Giving a couple of decade-old examples doesn’t show that Apple is “just as guilty.” Apple has two toolkits: Carbon, a legacy framework for transitioning from MacOS classic, and Cocoa. Microsoft has releases a new toolkit/look-and-feel basically every other year. (Win32, WPF, Metro, UWP, etc.) And unlike Carbon, which is depreciated, Win32 is in active use by new apps and keeps getting new features.
There are a lot of different versions of Win32 and WPF based on the Windows and .NET version they’re targeted to, respectively.

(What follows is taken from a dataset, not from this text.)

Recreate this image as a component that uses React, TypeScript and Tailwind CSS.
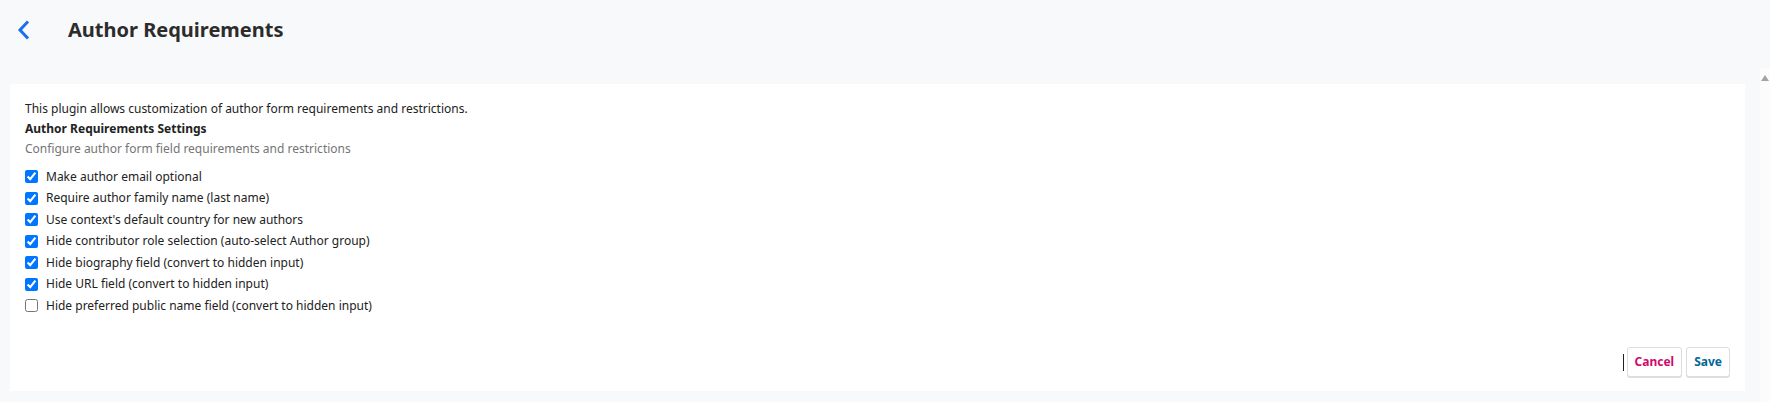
import { useState } from 'react';

const fields = [
  { id: 'emailOptional', label: 'Make author email optional', on: true },
  { id: 'requireFamily', label: 'Require author family name (last name)', on: true },
  { id: 'defaultCountry', label: "Use context's default country for new authors", on: true },
  { id: 'hideRole', label: 'Hide contributor role selection (auto-select Author group)', on: true },
  { id: 'hideBio', label: 'Hide biography field (convert to hidden input)', on: true },
  { id: 'hideUrl', label: 'Hide URL field (convert to hidden input)', on: true },
  { id: 'hidePreferred', label: 'Hide preferred public name field (convert to hidden input)', on: false },
];

export default function App() {
  const [values, setValues] = useState<Record<string, boolean>>(
    Object.fromEntries(fields.map((f) => [f.id, f.on]))
  );

  const toggle = (id: string) => setValues((v) => ({ ...v, [id]: !v[id] }));

  return (
    <div className="w-[1770px] h-[402px] bg-[#f8f9fa] flex font-['Noto_Sans',sans-serif] text-[#222] overflow-hidden">
      <div className="flex-1 flex flex-col">
        {/* header */}
        <div className="h-[84px] flex items-start pt-[12px]">
          <button className="w-[30px] h-[36px] ml-[8px] flex items-center justify-center text-[#1a6ff0]">
            <svg width="14" height="20" viewBox="0 0 14 20" fill="none">
              <path d="M11 2.5 L4 10 L11 17.5" stroke="currentColor" strokeWidth="3" strokeLinecap="square" />
            </svg>
          </button>
          <h1 className="ml-[30px] mt-[2px] text-[20px] leading-[32px] font-bold text-[#2c2c2c]">Author Requirements</h1>
        </div>

        {/* card */}
        <div className="ml-[10px] mr-[15px] mb-[11px] flex-1 bg-white px-[15px] pt-[15px] pb-[14px] flex flex-col">
          <p className="text-[12px] leading-[20px]">This plugin allows customization of author form requirements and restrictions.</p>
          <p className="text-[12px] leading-[19px] font-bold">Author Requirements Settings</p>
          <p className="text-[12px] leading-[22px] text-[#757575]">Configure author form field requirements and restrictions</p>

          <div className="mt-[6px] flex flex-col">
            {fields.map((f) => (
              <label key={f.id} className="flex items-center h-[21.5px] text-[12px] cursor-pointer">
                <input
                  type="checkbox"
                  checked={values[f.id]}
                  onChange={() => toggle(f.id)}
                  className="w-[13px] h-[13px] m-0 accent-[#0075ff]"
                />
                <span className="ml-[8px]">{f.label}</span>
              </label>
            ))}
          </div>

          <div className="mt-auto flex justify-end items-center gap-[4px]">
            <span className="w-[1px] h-[17px] bg-[#222] -mr-[1px]" />
            <button className="h-[30px] px-[7px] border border-[#ddd] rounded-[3px] shadow-[0_1px_0_#ddd] bg-white text-[12px] font-bold text-[#d00a6c]">
              Cancel
            </button>
            <button className="h-[30px] px-[7px] border border-[#ddd] rounded-[3px] shadow-[0_1px_0_#ddd] bg-white text-[12px] font-bold text-[#006798]">
              Save
            </button>
          </div>
        </div>
      </div>

      {/* scrollbar */}
      <div className="w-[10px] mt-[68px] bg-[#fcfcfc] flex justify-center pt-[7px]">
        <svg width="8" height="6" viewBox="0 0 8 6">
          <path d="M4 0 L8 6 L0 6 Z" fill="#a3a3a3" />
        </svg>
      </div>
    </div>
  );
}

Cocoa is more like targeting an evergreen browser. Just target the version that is just old enough to support enough users and you’re good (and users are happy). Unlike evergreen browsers, though, you do hit hard cutoffs once every few years, but I suspect navigating those means updating the compilation/signing process more than rewriting anything (correct me if I’m wrong).
I thought they'd more than deprecated it, and that Carbon apps won't run anymore on Mojave. They declined to do a 32-64 port all the way back in Mountain Lion.
The original discussion was about desktop operating systems but if you toss in iOS, how many look-and-feel changes does that add? Given the state of Marzipan apps that Apple thought were fine to ship, it may be ever more relevant. Apple didn't even replace the "slot machine" date picker from iOS which is horrible to use with a mouse.
Microsoft is the same as its always been but acting like Apple has a clear, unified, and sane design doesn't reflect the evidence.